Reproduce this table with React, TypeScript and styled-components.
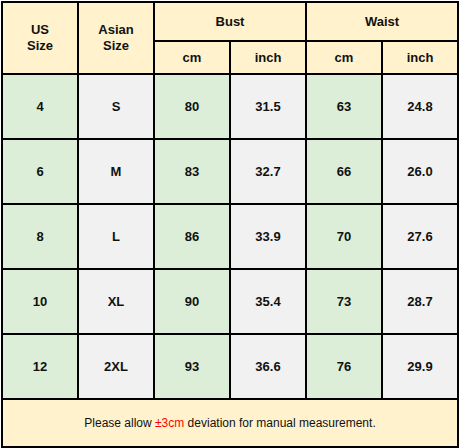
import React from 'react';
import styled, { createGlobalStyle } from 'styled-components';

const GlobalStyle = createGlobalStyle`
  body {
    margin: 0;
    background: #FFFFFF;
    font-family: "Liberation Sans", Arial, sans-serif;
  }
`;

type Row = { us: string; asian: string; bustCm: string; bustIn: string; waistCm: string; waistIn: string };

const rows: Row[] = [
  { us: '4', asian: 'S', bustCm: '80', bustIn: '31.5', waistCm: '63', waistIn: '24.8' },
  { us: '6', asian: 'M', bustCm: '83', bustIn: '32.7', waistCm: '66', waistIn: '26.0' },
  { us: '8', asian: 'L', bustCm: '86', bustIn: '33.9', waistCm: '70', waistIn: '27.6' },
  { us: '10', asian: 'XL', bustCm: '90', bustIn: '35.4', waistCm: '73', waistIn: '28.7' },
  { us: '12', asian: '2XL', bustCm: '93', bustIn: '36.6', waistCm: '76', waistIn: '29.9' },
];

const App: React.FC = () => {
  return (
    <>
      <GlobalStyle />
      <Wrapper>
        <Table>
          <colgroup>
            {Array.from({ length: 6 }).map((_, i) => (
              <col key={i} style={{ width: 76 }} />
            ))}
          </colgroup>
          <thead>
            <tr>
              <HeadCell rowSpan={2}>
                US
                <br />
                Size
              </HeadCell>
              <HeadCell rowSpan={2}>
                Asian
                <br />
                Size
              </HeadCell>
              <HeadCell colSpan={2} $top>Bust</HeadCell>
              <HeadCell colSpan={2} $top>Waist</HeadCell>
            </tr>
            <tr>
              <HeadCell>cm</HeadCell>
              <HeadCell>inch</HeadCell>
              <HeadCell>cm</HeadCell>
              <HeadCell>inch</HeadCell>
            </tr>
          </thead>
          <tbody>
            {rows.map((r) => (
              <tr key={r.us}>
                <Cell $tone="green">{r.us}</Cell>
                <Cell $tone="gray">{r.asian}</Cell>
                <Cell $tone="green">{r.bustCm}</Cell>
                <Cell $tone="gray">{r.bustIn}</Cell>
                <Cell $tone="green">{r.waistCm}</Cell>
                <Cell $tone="gray">{r.waistIn}</Cell>
              </tr>
            ))}
            <tr>
              <NoteCell colSpan={6}>
                Please allow <Red>±3cm</Red> deviation for manual measurement.
              </NoteCell>
            </tr>
          </tbody>
        </Table>
      </Wrapper>
    </>
  );
};

export default App;

const Wrapper = styled.div`
  padding: 1px 0 0 1px;
`;

const Table = styled.table`
  border-collapse: collapse;
  table-layout: fixed;
  width: 457px;
  font-size: 13px;
  color: #111111;
`;

const HeadCell = styled.th<{ $top?: boolean }>`
  border: 2px solid #000000;
  background: #FFF2CC;
  font-weight: 700;
  text-align: center;
  vertical-align: middle;
  padding: 0;
  line-height: 16px;
  height: ${({ $top }) => ($top ? '37px' : '31px')};
`;

const Cell = styled.td<{ $tone: 'green' | 'gray' }>`
  border: 2px solid #000000;
  background: ${({ $tone }) => ($tone === 'green' ? '#DCEED7' : '#F1F1F1')};
  font-weight: 700;
  text-align: center;
  vertical-align: middle;
  padding: 0;
  height: 63px;
`;

const NoteCell = styled.td`
  border: 2px solid #000000;
  background: #FFF2CC;
  text-align: center;
  vertical-align: middle;
  padding: 0;
  height: 46px;
  font-size: 12px;
  font-weight: 400;
`;

const Red = styled.span`
  color: #FF0000;
`;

◆ AIM OF THE EXERCISE:
The word "components" may appear on some lines. Report how many lines hold it, giving the number alone.

◆ FINAL RESULT:
2